Consumers – many with longstanding ties to the United States, such as those with Deferred Action for Childhood Arrivals or DACA status – have reported being rejected for credit cards as well as for auto, student, personal and equipment loans solely because of their immigration status, even when they have strong credit histories and are otherwise qualified to receive the loans. While many larger banks have opened up credit opportunities for DACA recipients and others in recent years, we have heard that other lenders, including credit unions, have been slower to follow suit, despite the fact that many immigrants would prefer to bank with community-based institutions.

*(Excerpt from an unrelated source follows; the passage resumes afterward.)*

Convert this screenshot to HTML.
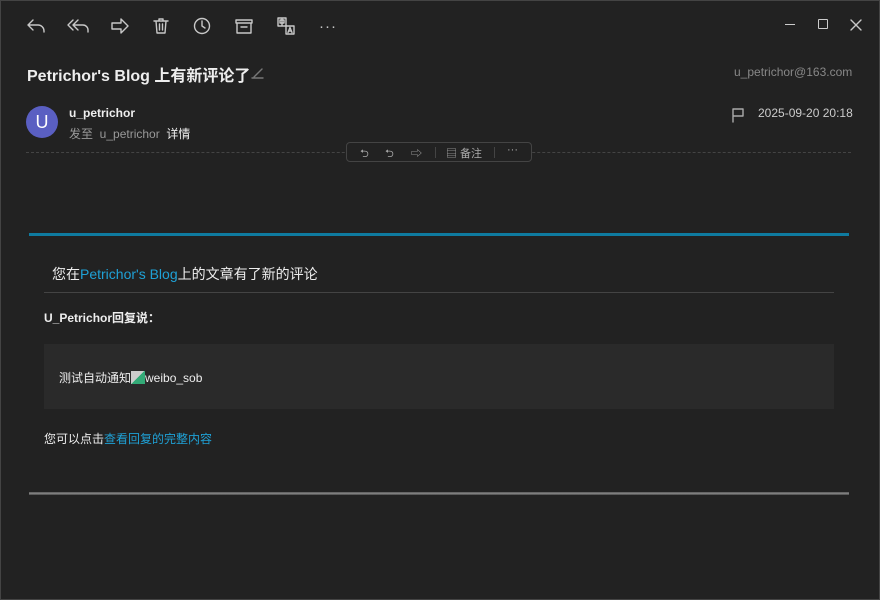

Simply put, being proactive is the key to compliance with fair lending laws. If you are proactive, there is much that you can accomplish. You can reach historically marginalized communities and provide them new opportunities, all while increasing your institution’s overall lending activity – making this work a win-win for everyone.

While these past two years represent a prolific period of redlining enforcement for the Justice Department, I also want to underscore that we have closed investigations without enforcement action when it is clear that the lender promptly addressed risk that it or its regulator identified – not as a reaction to an imminent referral to the Justice Department – but because the institution was proactive in its efforts to do better.

I invite your partnership in bringing an end to lending discrimination. While the Justice Department, along with our partners at the CFPB, NCUA and across federal and state government, continue to focus on enforcement, we are also eager to work with you and we will always acknowledge proactive efforts in the area of fair lending. Together with your partnership, we can turn the page on our country’s history of redlining and credit discrimination. I firmly believe that credit unions can be industry leaders in pushing for a more just and fair economy for all.

Thank you again for inviting me here and for the opportunity to speak with you today.